Double potential step chronoreflectometry approach to bi-stable potential region of the faradaic phase transition of heptyl viologen at a HOPG electrode

Abstract

The phase transition of an adsorption layer of heptyl viologen (HV) at a basal plane HOPG electrode was investigated using double potential step chrono-reflectometry in the visible wavelength region. For the first order faradaic phase transition between an expanded adsorption layer of oxidized form (HV 2+) and a two-dimensional (2D) condensed monolayer of reduced form (HV + ), the nature of the bi-stable potential region was targeted to be explored. The merit of chrono-reflectometry capable of directly tracking the change of 2D superficial fractions of the two phases on the electrode surface was demonstrated experimentally. The double potential step measurements made it possible to gain access to the steady-state coexistence of the two phases in the bi-stable potential region.

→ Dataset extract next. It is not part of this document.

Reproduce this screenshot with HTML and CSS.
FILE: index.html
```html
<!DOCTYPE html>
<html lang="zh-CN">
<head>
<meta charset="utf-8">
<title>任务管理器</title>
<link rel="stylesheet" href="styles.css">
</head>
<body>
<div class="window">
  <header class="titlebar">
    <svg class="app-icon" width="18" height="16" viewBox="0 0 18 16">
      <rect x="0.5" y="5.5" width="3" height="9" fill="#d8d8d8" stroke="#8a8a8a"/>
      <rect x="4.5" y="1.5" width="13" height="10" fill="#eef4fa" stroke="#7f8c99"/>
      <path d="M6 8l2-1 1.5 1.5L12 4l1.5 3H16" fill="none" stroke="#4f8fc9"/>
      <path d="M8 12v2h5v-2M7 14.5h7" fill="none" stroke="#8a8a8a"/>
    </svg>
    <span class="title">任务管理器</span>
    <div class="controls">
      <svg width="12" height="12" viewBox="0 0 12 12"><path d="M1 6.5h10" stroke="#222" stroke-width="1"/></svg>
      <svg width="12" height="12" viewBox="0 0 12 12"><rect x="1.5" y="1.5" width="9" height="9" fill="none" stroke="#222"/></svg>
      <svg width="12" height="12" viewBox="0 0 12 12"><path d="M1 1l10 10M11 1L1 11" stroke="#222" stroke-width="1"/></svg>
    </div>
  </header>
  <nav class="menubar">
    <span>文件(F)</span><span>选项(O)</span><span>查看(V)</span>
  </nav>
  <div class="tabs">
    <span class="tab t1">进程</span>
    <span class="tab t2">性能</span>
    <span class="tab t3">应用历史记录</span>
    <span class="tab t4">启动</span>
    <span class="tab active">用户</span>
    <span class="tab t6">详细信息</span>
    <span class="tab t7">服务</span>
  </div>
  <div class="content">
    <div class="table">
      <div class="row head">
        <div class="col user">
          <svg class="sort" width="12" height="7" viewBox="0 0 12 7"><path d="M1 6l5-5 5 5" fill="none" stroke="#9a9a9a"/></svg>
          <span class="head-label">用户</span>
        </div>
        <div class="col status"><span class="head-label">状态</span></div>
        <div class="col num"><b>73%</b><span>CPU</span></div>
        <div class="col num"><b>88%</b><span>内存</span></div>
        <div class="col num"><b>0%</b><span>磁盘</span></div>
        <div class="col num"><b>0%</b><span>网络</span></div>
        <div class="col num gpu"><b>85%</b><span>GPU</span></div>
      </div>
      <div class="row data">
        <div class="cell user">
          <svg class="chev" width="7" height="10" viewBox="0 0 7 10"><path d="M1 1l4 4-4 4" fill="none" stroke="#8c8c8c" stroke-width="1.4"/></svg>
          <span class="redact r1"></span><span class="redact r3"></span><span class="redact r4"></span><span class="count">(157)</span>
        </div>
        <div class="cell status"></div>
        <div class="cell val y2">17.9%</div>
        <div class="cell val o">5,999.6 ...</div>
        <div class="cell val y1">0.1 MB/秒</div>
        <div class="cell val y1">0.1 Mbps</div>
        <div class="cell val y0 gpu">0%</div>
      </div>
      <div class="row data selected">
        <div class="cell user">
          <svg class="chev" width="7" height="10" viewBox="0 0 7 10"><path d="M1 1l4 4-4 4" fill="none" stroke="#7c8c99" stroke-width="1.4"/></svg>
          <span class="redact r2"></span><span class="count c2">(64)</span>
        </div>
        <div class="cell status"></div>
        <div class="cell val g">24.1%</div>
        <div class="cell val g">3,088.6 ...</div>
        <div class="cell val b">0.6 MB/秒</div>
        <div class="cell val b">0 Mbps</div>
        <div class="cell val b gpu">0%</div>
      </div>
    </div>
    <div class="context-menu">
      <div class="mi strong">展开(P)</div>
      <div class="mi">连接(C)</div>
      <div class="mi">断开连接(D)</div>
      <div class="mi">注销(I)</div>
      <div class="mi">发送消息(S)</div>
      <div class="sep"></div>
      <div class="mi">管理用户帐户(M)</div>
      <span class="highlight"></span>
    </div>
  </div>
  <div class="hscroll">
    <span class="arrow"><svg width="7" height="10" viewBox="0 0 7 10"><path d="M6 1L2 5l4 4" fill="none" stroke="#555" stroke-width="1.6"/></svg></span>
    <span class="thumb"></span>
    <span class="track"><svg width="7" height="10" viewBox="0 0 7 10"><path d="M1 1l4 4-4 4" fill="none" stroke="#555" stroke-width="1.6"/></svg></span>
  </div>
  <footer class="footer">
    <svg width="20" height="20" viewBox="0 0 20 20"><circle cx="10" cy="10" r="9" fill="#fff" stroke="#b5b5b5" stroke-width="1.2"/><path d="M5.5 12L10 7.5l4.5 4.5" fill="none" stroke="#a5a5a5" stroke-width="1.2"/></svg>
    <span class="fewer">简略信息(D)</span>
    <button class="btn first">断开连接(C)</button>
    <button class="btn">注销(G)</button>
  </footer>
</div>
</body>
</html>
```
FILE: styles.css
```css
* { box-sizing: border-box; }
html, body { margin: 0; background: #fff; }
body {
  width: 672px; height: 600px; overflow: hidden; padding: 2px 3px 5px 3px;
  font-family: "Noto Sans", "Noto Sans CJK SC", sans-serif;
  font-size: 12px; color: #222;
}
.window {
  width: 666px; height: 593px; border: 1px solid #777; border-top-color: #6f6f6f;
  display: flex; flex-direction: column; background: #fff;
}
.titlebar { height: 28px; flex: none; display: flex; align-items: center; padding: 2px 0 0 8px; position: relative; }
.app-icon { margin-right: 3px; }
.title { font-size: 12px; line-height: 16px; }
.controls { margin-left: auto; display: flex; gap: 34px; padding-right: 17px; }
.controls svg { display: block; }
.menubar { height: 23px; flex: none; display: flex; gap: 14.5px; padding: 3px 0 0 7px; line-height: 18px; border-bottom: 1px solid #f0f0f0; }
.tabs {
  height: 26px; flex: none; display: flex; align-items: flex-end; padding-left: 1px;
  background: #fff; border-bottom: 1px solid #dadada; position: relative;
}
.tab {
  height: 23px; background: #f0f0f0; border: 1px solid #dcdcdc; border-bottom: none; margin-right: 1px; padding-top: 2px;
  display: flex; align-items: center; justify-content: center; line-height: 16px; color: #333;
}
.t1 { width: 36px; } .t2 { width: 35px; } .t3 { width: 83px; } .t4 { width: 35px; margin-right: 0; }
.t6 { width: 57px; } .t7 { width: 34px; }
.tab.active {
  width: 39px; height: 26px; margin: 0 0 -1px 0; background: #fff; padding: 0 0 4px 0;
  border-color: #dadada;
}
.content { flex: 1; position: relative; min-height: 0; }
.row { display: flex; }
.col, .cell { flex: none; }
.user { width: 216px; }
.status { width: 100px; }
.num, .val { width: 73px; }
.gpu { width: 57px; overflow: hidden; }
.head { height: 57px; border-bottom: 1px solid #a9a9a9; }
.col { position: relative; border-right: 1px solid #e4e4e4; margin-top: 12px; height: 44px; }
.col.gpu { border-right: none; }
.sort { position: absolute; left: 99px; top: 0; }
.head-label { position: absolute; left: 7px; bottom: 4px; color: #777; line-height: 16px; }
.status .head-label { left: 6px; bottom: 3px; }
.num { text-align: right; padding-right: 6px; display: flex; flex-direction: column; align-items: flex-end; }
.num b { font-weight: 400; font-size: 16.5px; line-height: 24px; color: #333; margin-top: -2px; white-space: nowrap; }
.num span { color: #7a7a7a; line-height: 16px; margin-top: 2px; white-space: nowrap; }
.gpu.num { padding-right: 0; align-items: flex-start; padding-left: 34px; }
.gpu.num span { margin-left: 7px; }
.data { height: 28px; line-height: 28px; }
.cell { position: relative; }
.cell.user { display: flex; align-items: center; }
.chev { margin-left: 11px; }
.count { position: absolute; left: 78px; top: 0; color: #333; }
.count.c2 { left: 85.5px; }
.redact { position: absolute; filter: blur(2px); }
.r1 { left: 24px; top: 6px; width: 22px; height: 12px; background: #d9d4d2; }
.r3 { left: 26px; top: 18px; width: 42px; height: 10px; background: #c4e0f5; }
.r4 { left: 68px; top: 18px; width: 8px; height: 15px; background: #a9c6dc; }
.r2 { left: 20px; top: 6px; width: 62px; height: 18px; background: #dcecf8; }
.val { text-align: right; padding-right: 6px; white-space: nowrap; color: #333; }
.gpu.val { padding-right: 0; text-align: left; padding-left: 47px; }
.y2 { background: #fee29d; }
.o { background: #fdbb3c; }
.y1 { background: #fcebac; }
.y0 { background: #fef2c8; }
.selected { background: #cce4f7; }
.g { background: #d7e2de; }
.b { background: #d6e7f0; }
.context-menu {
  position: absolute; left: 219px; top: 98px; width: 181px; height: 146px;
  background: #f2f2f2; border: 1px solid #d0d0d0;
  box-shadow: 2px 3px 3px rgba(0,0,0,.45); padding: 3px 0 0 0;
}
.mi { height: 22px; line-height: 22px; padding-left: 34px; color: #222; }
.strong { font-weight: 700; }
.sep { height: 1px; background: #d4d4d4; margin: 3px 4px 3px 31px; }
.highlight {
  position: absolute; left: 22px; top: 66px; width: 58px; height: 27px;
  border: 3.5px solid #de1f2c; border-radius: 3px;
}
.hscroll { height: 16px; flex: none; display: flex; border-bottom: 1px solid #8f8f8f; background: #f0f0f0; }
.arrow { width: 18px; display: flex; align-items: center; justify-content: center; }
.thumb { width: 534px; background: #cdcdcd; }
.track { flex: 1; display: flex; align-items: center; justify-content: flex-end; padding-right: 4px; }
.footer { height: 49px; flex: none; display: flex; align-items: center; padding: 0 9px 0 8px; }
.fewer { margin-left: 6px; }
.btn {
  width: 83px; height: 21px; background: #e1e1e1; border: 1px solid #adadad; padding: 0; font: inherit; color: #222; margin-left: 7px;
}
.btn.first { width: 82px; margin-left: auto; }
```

After the secondary reverse potential step to the positive direction into the bi-stable potential region was given from a transient nucleation state at the first step potential, the superficial fraction of the condensed phase monitored by reflectance was saturated. The plot of this saturated value ( φ dbl) as a function of potential ( E) in the bi-stable potential region was found to be dependent on the time period spent at the transient nucleation potential. Therefore, the φ dbl– E curve thus obtained does not necessarily represent a unique, true equilibrium relationship.